Willie McRae, a prominent lawyer and anti-nuclear campaigner, was found dead in his crashed car on the A87 near Kintail in Wester Ross in April 1985.
Initially seeming to be a tragic accident, a gunshot wound was later discovered behind his right ear. Suicide was given as the probable cause by officials but, with so many bizarre aspects surrounding the case, many believe he was murdered.
Now, former policeman John Finnie - the SNP group leader on Highland Council - has called on Lord Advocate Elish Angiolini to reinvestigate the death.
The councillor has called on her to release any details which have so far been kept secret, in the same vein as was recently done following the controversial death of government adviser Dr David Kelly.
In a letter to Ms Angiolini, Mr Finnie said: "I note your role and functions include the investigation of deaths and that you act independently of other ministers and any other person.
"The circumstances of Willie McRae's death, and the subsequent investigation, have led to a quarter of a century of speculation and public disquiet.
"Public confidence in the functions of state is very important, indeed, the UK government stated that their recent decision to release 'new details' about Dr David Kelly's death was 'in the interests of maintaining public confidence'.
"I ask you to display similar understanding of the public's need and institute a full investigation into all the circumstances surrounding the death of Willie McRae."
The case has consistently been surrounded by controversy.
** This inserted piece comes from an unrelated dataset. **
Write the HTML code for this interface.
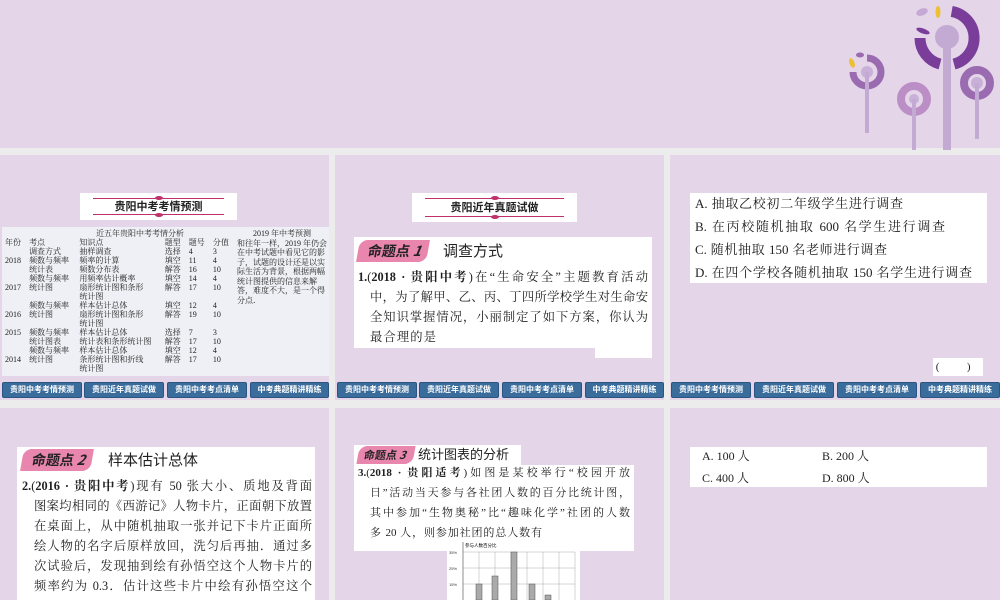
<!DOCTYPE html>
<html><head><meta charset="utf-8"><style>
*{margin:0;padding:0;box-sizing:border-box}
html,body{width:1000px;height:600px;overflow:hidden}
body{background:#ececec;position:relative;font-family:"Liberation Serif","Noto Serif CJK SC",serif;color:#222}
.a{position:absolute}
.p{position:absolute;background:#e4d5e9}
.w{position:absolute;background:#fff}
.nav{position:absolute;height:16px;background:#3b6d9c;border:1px solid #2a5580;border-radius:2px;color:#fff;font-size:8px;text-align:center;line-height:14px;font-family:"Liberation Sans","Noto Sans CJK SC",sans-serif;font-weight:bold}
.ban{position:absolute;background:#fff;text-align:center;font-weight:bold;font-size:11px;font-family:"Noto Sans CJK SC",sans-serif}
.ban:before,.ban:after{content:"";position:absolute;left:8%;right:8%;height:1px;background:#c0306a}
.ban:before{top:5px}.ban:after{bottom:5px}
.ban i{position:absolute;left:50%;width:8px;height:4px;margin-left:-4px;background:#c0306a;border-radius:50%}
.lab{position:absolute;background:#e886ad;color:#222;font-weight:bold;font-family:"Noto Sans CJK SC",sans-serif;font-size:14px;line-height:22px;padding-left:10px;border-radius:8px 0 8px 0;transform:skewX(-10deg)}
.ln{position:absolute;white-space:nowrap;text-align:justify;text-align-last:justify;font-size:12.3px;height:20px;line-height:20px}
table{border-collapse:collapse;font-size:8px;line-height:9px}
td{padding:0 3px;vertical-align:top}
</style></head><body>
<div class="p" style="left:0;top:0;width:1000px;height:148px"></div>
<svg class="a" style="left:820px;top:0" width="180" height="150">
<path d="M131.7 11.4 A27 27 0 0 1 134 64.1" fill="none" stroke="#7a3e9a" stroke-width="11"/>
<path d="M120 64.1 A27 27 0 0 1 100 38" fill="none" stroke="#7a3e9a" stroke-width="11"/>
<ellipse cx="103" cy="31" rx="7" ry="2.5" fill="#7a3e9a" transform="rotate(20 103 31)"/>
<ellipse cx="102" cy="12" rx="6" ry="3.5" fill="#c5a9d4" transform="rotate(-20 102 12)"/>
<ellipse cx="118" cy="12" rx="2.5" ry="6" fill="#ecc032"/>
<line x1="127" y1="37" x2="127" y2="150" stroke="#c3aad3" stroke-width="8"/>
<circle cx="127" cy="37" r="12" fill="#c3aad3"/>
<path d="M47 58 A14 14 0 1 1 33 72" fill="none" stroke="#9a6bb0" stroke-width="7"/>
<circle cx="47" cy="72" r="6" fill="#c8b0d8"/>
<line x1="47" y1="72" x2="47" y2="133" stroke="#c3aad3" stroke-width="4"/>
<ellipse cx="32" cy="63" rx="2.5" ry="5" fill="#ecc032" transform="rotate(-20 32 63)"/>
<ellipse cx="40" cy="55" rx="4" ry="2.5" fill="#9a6bb0"/>
<circle cx="94" cy="99" r="13" fill="none" stroke="#bb8ec6" stroke-width="8"/>
<circle cx="94" cy="99" r="5" fill="#c8b0d8"/>
<line x1="94" y1="99" x2="94" y2="150" stroke="#c3aad3" stroke-width="4"/>
<circle cx="157" cy="83" r="13" fill="none" stroke="#9a6bb0" stroke-width="8"/>
<circle cx="157" cy="83" r="6" fill="#c8b0d8"/>
<line x1="157" y1="83" x2="157" y2="139" stroke="#c3aad3" stroke-width="4"/>
</svg>

<div class="p" style="left:0;top:155px;width:329px;height:245px"></div>
<div class="p" style="left:335px;top:155px;width:329px;height:245px"></div>
<div class="p" style="left:670px;top:155px;width:330px;height:245px"></div>
<div class="p" style="left:0;top:408px;width:329px;height:192px"></div>
<div class="p" style="left:335px;top:408px;width:329px;height:192px"></div>
<div class="p" style="left:670px;top:408px;width:330px;height:192px"></div>

<!-- panel1 -->
<div class="ban" style="left:80px;top:193px;width:157px;height:27px;line-height:27px"><i style="top:3px"></i>贵阳中考考情预测<i style="bottom:3px"></i></div>
<div class="a" style="left:2px;top:227px;width:327px;height:149px;background:#eef0f5"></div>
<table class="a" style="left:2px;top:229px;width:232px">
<tr><td></td><td colspan="6" style="padding-left:70px">近五年贵阳中考考情分析</td></tr>
<tr><td>年份</td><td>考点</td><td>知识点</td><td>题型</td><td>题号</td><td>分值</td></tr>
<tr><td></td><td>调查方式</td><td>抽样调查</td><td>选择</td><td>4</td><td>3</td></tr>
<tr><td>2018</td><td>频数与频率</td><td>频率的计算</td><td>填空</td><td>11</td><td>4</td></tr>
<tr><td></td><td>统计表</td><td>频数分布表</td><td>解答</td><td>16</td><td>10</td></tr>
<tr><td></td><td>频数与频率</td><td>用频率估计概率</td><td>填空</td><td>14</td><td>4</td></tr>
<tr><td>2017</td><td>统计图</td><td>扇形统计图和条形<br>统计图</td><td>解答</td><td>17</td><td>10</td></tr>
<tr><td></td><td>频数与频率</td><td>样本估计总体</td><td>填空</td><td>12</td><td>4</td></tr>
<tr><td>2016</td><td>统计图</td><td>扇形统计图和条形<br>统计图</td><td>解答</td><td>19</td><td>10</td></tr>
<tr><td>2015</td><td>频数与频率</td><td>样本估计总体</td><td>选择</td><td>7</td><td>3</td></tr>
<tr><td></td><td>统计图表</td><td>统计表和条形统计图</td><td>解答</td><td>17</td><td>10</td></tr>
<tr><td></td><td>频数与频率</td><td>样本估计总体</td><td>填空</td><td>12</td><td>4</td></tr>
<tr><td>2014</td><td>统计图</td><td>条形统计图和折线<br>统计图</td><td>解答</td><td>17</td><td>10</td></tr>
</table>
<div class="a" style="left:237px;top:229px;width:90px;font-size:8px;line-height:9.5px">
<div style="text-align:center">2019 年中考预测</div>和往年一样，2019 年仍会在中考试题中看见它的影子，试题的设计还是以实际生活为背景，根据两幅统计图提供的信息来解答，难度不大，是一个得分点．</div>

<!-- panel2 -->
<div class="ban" style="left:412px;top:193px;width:165px;height:29px;line-height:29px"><i style="top:3px"></i>贵阳近年真题试做<i style="bottom:3px"></i></div>
<div class="w" style="left:354px;top:237px;width:298px;height:111px"></div>
<div class="w" style="left:595px;top:340px;width:57px;height:18px"></div>
<div class="lab" style="left:358px;top:240px;width:70px;height:22px">命题点 <i>1</i></div>
<div class="a" style="left:443px;top:240px;font-size:15px;line-height:22px;font-family:'Noto Sans CJK SC',sans-serif">调查方式</div>
<div class="ln" style="left:358px;top:267px;width:290px"><b>1.</b>(<b>2018 · 贵阳中考</b>)在“生命安全”主题教育活动</div>
<div class="ln" style="left:370px;top:287px;width:278px">中，为了解甲、乙、丙、丁四所学校学生对生命安</div>
<div class="ln" style="left:370px;top:307px;width:278px">全知识掌握情况，小丽制定了如下方案，你认为</div>
<div class="ln" style="left:370px;top:327px;width:66px">最合理的是</div>

<!-- panel3 -->
<div class="w" style="left:690px;top:193px;width:297px;height:90px"></div>
<div class="ln" style="left:695px;top:192px;width:208px;height:23px;line-height:23px;font-size:13px">A. 抽取乙校初二年级学生进行调查</div>
<div class="ln" style="left:695px;top:215px;width:250px;height:23px;line-height:23px;font-size:13px">B. 在丙校随机抽取 600 名学生进行调查</div>
<div class="ln" style="left:695px;top:238px;width:192px;height:23px;line-height:23px;font-size:13px">C. 随机抽取 150 名老师进行调查</div>
<div class="ln" style="left:695px;top:261px;width:277px;height:23px;line-height:23px;font-size:13px">D. 在四个学校各随机抽取 150 名学生进行调查</div>
<div class="w" style="left:933px;top:358px;width:50px;height:18px;font-size:11px;line-height:18px">&nbsp;(&nbsp;&nbsp;&nbsp;&nbsp;&nbsp;&nbsp;&nbsp;&nbsp;&nbsp;&nbsp;)</div>

<!-- navs -->
<div class="nav" style="left:2px;top:382px;width:80px">贵阳中考考情预测</div>
<div class="nav" style="left:84px;top:382px;width:80px">贵阳近年真题试做</div>
<div class="nav" style="left:167px;top:382px;width:80px">贵阳中考考点清单</div>
<div class="nav" style="left:250px;top:382px;width:79px">中考典题精讲精练</div>
<div class="nav" style="left:337px;top:382px;width:80px">贵阳中考考情预测</div>
<div class="nav" style="left:419px;top:382px;width:80px">贵阳近年真题试做</div>
<div class="nav" style="left:502px;top:382px;width:80px">贵阳中考考点清单</div>
<div class="nav" style="left:585px;top:382px;width:79px">中考典题精讲精练</div>
<div class="nav" style="left:671px;top:382px;width:80px">贵阳中考考情预测</div>
<div class="nav" style="left:754px;top:382px;width:80px">贵阳近年真题试做</div>
<div class="nav" style="left:837px;top:382px;width:80px">贵阳中考考点清单</div>
<div class="nav" style="left:920px;top:382px;width:80px">中考典题精讲精练</div>

<!-- row2 panel1 -->
<div class="w" style="left:17px;top:447px;width:298px;height:153px"></div>
<div class="lab" style="left:22px;top:449px;width:70px;height:22px">命题点 <i>2</i></div>
<div class="a" style="left:108px;top:449px;font-size:15px;line-height:22px;font-family:'Noto Sans CJK SC',sans-serif">样本估计总体</div>
<div class="ln" style="left:22px;top:476px;width:290px"><b>2.</b>(<b>2016 · 贵阳中考</b>)现有 50 张大小、质地及背面</div>
<div class="ln" style="left:34px;top:496px;width:278px">图案均相同的《西游记》人物卡片，正面朝下放置</div>
<div class="ln" style="left:34px;top:516px;width:278px">在桌面上，从中随机抽取一张并记下卡片正面所</div>
<div class="ln" style="left:34px;top:536px;width:278px">绘人物的名字后原样放回，洗匀后再抽．通过多</div>
<div class="ln" style="left:34px;top:556px;width:278px">次试验后，发现抽到绘有孙悟空这个人物卡片的</div>
<div class="ln" style="left:34px;top:576px;width:278px">频率约为 0.3．估计这些卡片中绘有孙悟空这个</div>

<!-- row2 panel2 -->
<div class="w" style="left:354px;top:445px;width:167px;height:22px"></div>
<div class="w" style="left:354px;top:465px;width:280px;height:86px"></div>
<div class="lab" style="left:358px;top:446px;width:56px;height:18px;font-size:11px;line-height:18px;padding-left:6px">命题点 <i>3</i></div>
<div class="a" style="left:418px;top:444px;font-size:13px;line-height:20px;font-family:'Noto Sans CJK SC',sans-serif">统计图表的分析</div>
<div class="ln" style="left:358px;top:463px;width:272px;font-size:11px"><b>3.</b>(<b>2018 · 贵阳适考</b>)如图是某校举行“校园开放</div>
<div class="ln" style="left:370px;top:483px;width:260px;font-size:11px">日”活动当天参与各社团人数的百分比统计图，</div>
<div class="ln" style="left:370px;top:503px;width:260px;font-size:11px">其中参加“生物奥秘”比“趣味化学”社团的人数</div>
<div class="ln" style="left:370px;top:523px;width:172px;font-size:11px">多 20 人，则参加社团的总人数有</div>
<div class="w" style="left:447px;top:538px;width:133px;height:62px"></div>
<svg class="a" style="left:447px;top:538px" width="133" height="62">
<text x="18" y="9" font-size="4.5" font-family="Liberation Sans,Noto Sans CJK SC,sans-serif">参与人数百分比</text>
<line x1="16" y1="4" x2="16" y2="62" stroke="#444" stroke-width=".6"/>
<g stroke="#999" stroke-width=".4">
<line x1="16" y1="14" x2="128" y2="14"/><line x1="16" y1="30" x2="128" y2="30"/><line x1="16" y1="46" x2="128" y2="46"/>
<line x1="32" y1="14" x2="32" y2="62"/><line x1="48" y1="14" x2="48" y2="62"/><line x1="64" y1="14" x2="64" y2="62"/><line x1="80" y1="14" x2="80" y2="62"/><line x1="96" y1="14" x2="96" y2="62"/><line x1="112" y1="14" x2="112" y2="62"/><line x1="128" y1="14" x2="128" y2="62"/>
</g>
<g font-size="4" fill="#333" font-family="Liberation Sans,sans-serif"><text x="2" y="16">35%</text><text x="2" y="32">25%</text><text x="2" y="48">15%</text></g>
<g fill="#aaa" stroke="#555" stroke-width=".5">
<rect x="29" y="46" width="6" height="16"/><rect x="45" y="38" width="6" height="24"/><rect x="64" y="14" width="6" height="48"/><rect x="82" y="46" width="6" height="16"/><rect x="98" y="57" width="6" height="5"/>
</g>
</svg>

<!-- row2 panel3 -->
<div class="w" style="left:690px;top:447px;width:297px;height:40px"></div>
<div class="a" style="left:702px;top:445px;font-size:12px;line-height:22px">A. 100 人<br>C. 400 人</div>
<div class="a" style="left:822px;top:445px;font-size:12px;line-height:22px">B. 200 人<br>D. 800 人</div>
</body></html>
There were claims he had been under surveillance by the State, which has been officially denied.
The gun was recovered some distance from where the car was found and there were no fingerprints. Mr McRae, when found, had not been wearing gloves.
The location of the gun raised questions as to how someone committing suicide could throw the weapon so far from the vehicle. Papers and a broken watch were also found some distance from the car. No fatal accident inquiry was held.
Several years ago another former policeman, Iain Fraser, who worked as a private investigator after leaving the force, claimed he was asked by a mystery client to spy on Mr McRae just three weeks before he died.
Mr Fraser, said he was paid 135 by the caller to watch Mr McRae. He said: "I had no idea who the client was, but in the murky world of private investigation that was not unusual.
"The cheque came from Newcastle.I can't remember the individual who signed it, I wished I had kept a copy now, but I had no idea at that time this was going to rear its head again."
Repeated requests for an official inquiry into Mr McRae's death have consistently been turned down.
He was a prominent Scottish lawyer, who had fought and won many cases, including some opposing the government.
As an SNP activist, he had held national office as vice-chairman of the party. He also held a radical anti-nuclear stance.
On Friday, 5 April, 1985, he left his Glasgow office to head north to his weekend home in Kintail.
His Volvo car was spotted by Australian tourists the following morning at an isolated spot on the A87. Mr McRae was slumped unconscious in the driver's seat covered in blood.